That's where physical penetration testing comes in. It’s an authorised attack on your physical security controls, designed to find and fix the vulnerabilities that digital tools can’t see. It moves beyond a simple audit, which just confirms that you have policies on paper. A physical pen test actively tries to bypass them.

Think of it this way: an audit is like reviewing a castle's blueprints, while a pen test is sending a team to actually try and scale the walls.

What Does a Physical Pen Test Actually Involve?

A physical pen test looks at everything that stands between an unauthorised person and your most valuable assets. The goal is to think and act exactly like a real-world attacker to spot the blind spots your internal teams might have missed.

Testers will use a whole playbook of techniques to challenge your defences, including:

  • Social Engineering: This is a classic. They might pose as a delivery driver, a new hire, or a maintenance worker to talk their way past reception.
  • Access Control Bypass: Forget hacking- we're talking lock picking, cloning keycards, or figuring out how to get around keypads and biometric scanners.
  • Tailgating: One of the most common and surprisingly effective tricks. The tester simply follows an authorised employee through a secure door before it swings shut.

A physical test isn’t just about pointing out flaws.
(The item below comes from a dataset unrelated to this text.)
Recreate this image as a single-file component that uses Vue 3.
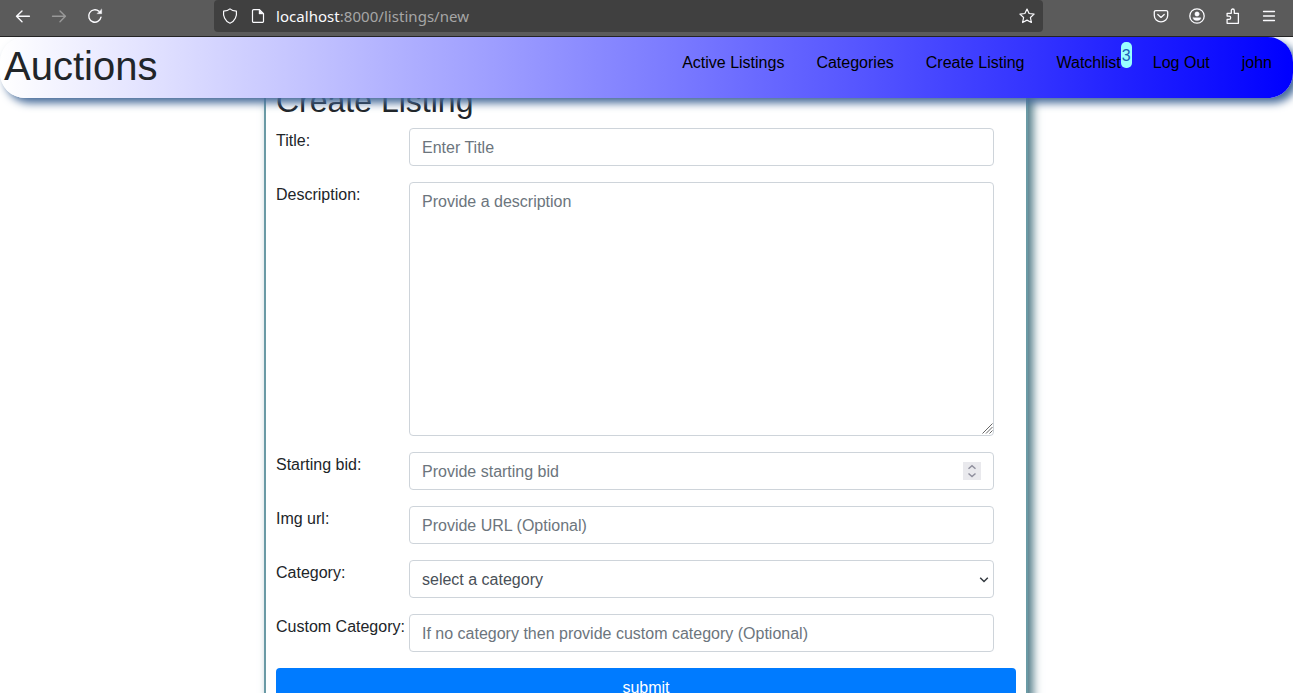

It’s about documenting every vulnerability and giving you a clear, actionable plan to fortify your defences. It's the only true measure of your real-world security posture.

Beyond the Perimeter

Getting inside is just the first step. Once the tester is in, the real work begins. Can they move around freely? Access critical areas?

A physical pen test engagement might involve specific objectives, like trying to enter an unlocked server room, grabbing sensitive documents left on a desk, or plugging a rogue device into an open network port. This hands-on approach exposes the kind of weaknesses that are so easy to overlook in day-to-day operations.

A successful test provides invaluable insights, showing you exactly how an intruder could exploit gaps in your security. For any organisation handling sensitive data or operating from secure facilities, it’s an essential fire drill for your buildings, not just your networks.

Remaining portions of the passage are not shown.